Abstract
The Hurricane Research Division has developed a technique for real-time airborne analysis of aircraft data from reconnaissance and research flights in tropical cyclones. The technique uses an onboard workstation that analyzes flight-level observations, radar reflectivity patterns, radial Doppler velocities, and vertical soundings from Omega dropwindsondes (ODWs).
Many of the workstation analyses are in storm-relative coordinates that depend upon interactive identification of the cyclone center from the radar reflectivity data. Displays of the lower fuselage radar reflectivity, composited for 1–2 h, provide an overall perspective of the horizontal patterns of precipitation and a framework for interpretation of thermodynamic and kinematic observations. The workstation runs algorithms for estimation of the horizontal wind field in the hurricane core using radial velocities measured by the airborne Doppler radar during one or more penetrations of the storm center. Interactive software also supports real-time processing of ODW wind and thermodynamic data, objective editing of bad data, and automatic dissemination of mandatory and significant-level data in the standard dropwindsonde code. Similarly processed ODWs have been consistently shown to reduce forecast errors of hurricane track in several objective models used by the forecasters at NHC.

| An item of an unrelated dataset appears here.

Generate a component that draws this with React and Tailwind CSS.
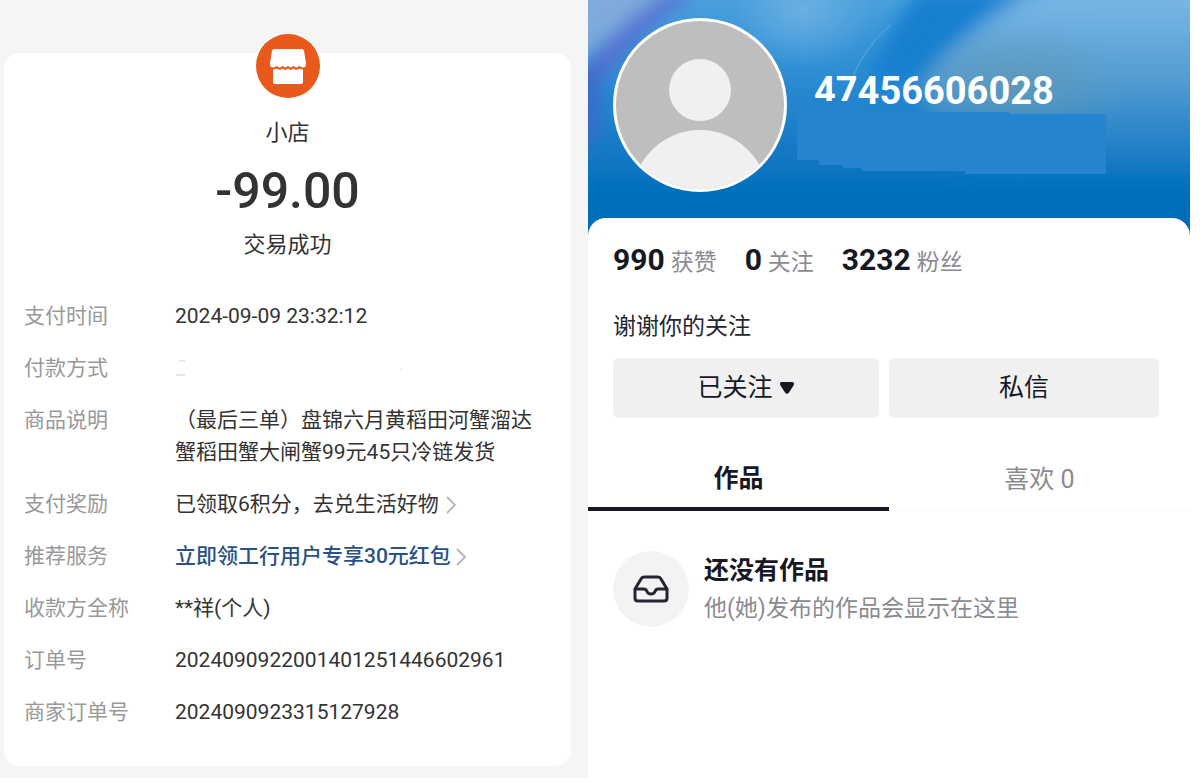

Plans for the 1992 hurricane season include the transmission of subsets of the data to the National Hurricane Center (NHC) through the Geostationary Operational Environmental Satellite (GOES) communications system and the display of the aircraft analyses for the forecasters at NHC. With the implementation of these plans, NHC will receive two-dimensional analyses of the mesoscale precipitation and wind structure of the storm core and more frequent estimates of the location and recent motion of tropical cyclones. The information will enable forecasters to take advantage of recent advances in the understanding of hurricane-intensity change.